Golden triangle. A=Oxford, B=Cambridge, C=London, X = Milton Keynes?

The report summarises the range of views that it heard when taking evidence on these topics and draws some sensible conclusions and advice for government. The main points that IP Draughts takes from the report are:

  1. Let’s move on to implementation. We’ve had enough national reviews of intellectual property and technology transfer (“at least 12 …over the last 15 years”). It’s time for the government to take action in several areas, outlined in the report. [Hoorah! IP Draughts and his colleagues on the Law Society’s IP Law Committee have spent hundreds of hours over the last 15 years submitting evidence to some of those reviews, including Gowers and Hargreaves, and have been disappointed by the quality of some of their conclusions.]
  2. Don’t scapegoat the TT offices. Dame Ann Dowling’s review expressed the frustration felt by some companies and academics about the process of negotiating IP issues with universities. The suggestion appeared to be that TT offices were the cause of this frustration. The present report gives a much more balanced picture, pointing out that some of the perceived difficulties may be down to (a) a lack of understanding of the complex issues involved, (b) the problems of valuing early stage technologies, and (c) the different interests of the parties. The report provides some welcome support for TT offices (“…situated in the middle of complex IP negotiations, balancing competing priorities, with varying degrees of support.”) [Hoorah! It is too easy to blame the TT office, which often has insufficient support from the university’s senior management, leaving other participants – whose interests differ from the university – with an easy target for cries of causing “difficulties”.]
  3. Focus on improving take-up by UK industry. Universities are good at generating technology; UK industry has a poor record of making use of it. Rather than continually focus on making universities better at serving UK industry, focus on improving the environment for industry to make use of university research and innovation. [Hoorah! Viewed globally, UK universities have a more impressive reputation than UK industry. Government policy should focus on the areas mentioned in the report, including tax policy on R&D credits, VAT and investment in technology.]
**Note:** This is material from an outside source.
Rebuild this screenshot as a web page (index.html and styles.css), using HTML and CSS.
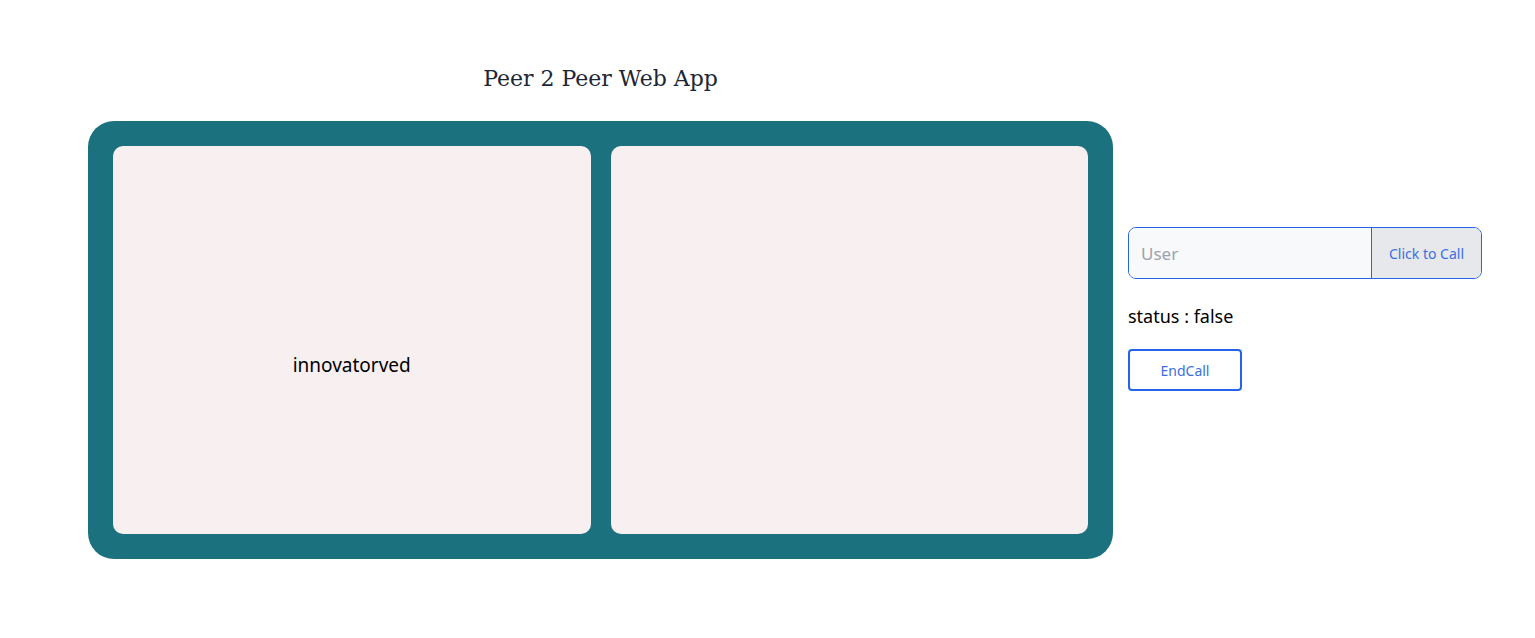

Some other recommendations in the report didn’t resonate with IP Draughts. Databases of university technology are unlikely to be of much use. Getting government agencies to look into training TT offices sounds like a bureaucratic solution. Encouraging regional specialisation in research and TT sounds like another top-down, dirigiste waste of time and money.

Overall, IP Draughts welcomes the report’s conclusions and the committee’s encouragement to government to implement TT-friendly policies.
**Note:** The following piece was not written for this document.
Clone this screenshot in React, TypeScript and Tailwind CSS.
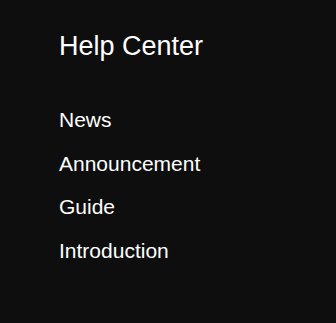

And how could he not, when he is quoted at paragraph 69 (on the subject of whether TT offices cause problems in negotiations over IP):

Other witnesses suggested that the very nature of negotiations, together with the challenges posed by valuing new, early-stage technologies, can mean that a degree of delay and difficulty is unavoidable. As [IP Draughts] explained, “it is a negotiation: inevitably, there are going to be difficulties sometimes”.

Hardly an earth-shattering observation, but one that needed to be made in light of Dame Ann Dowling’s unbalanced conclusions on this issue.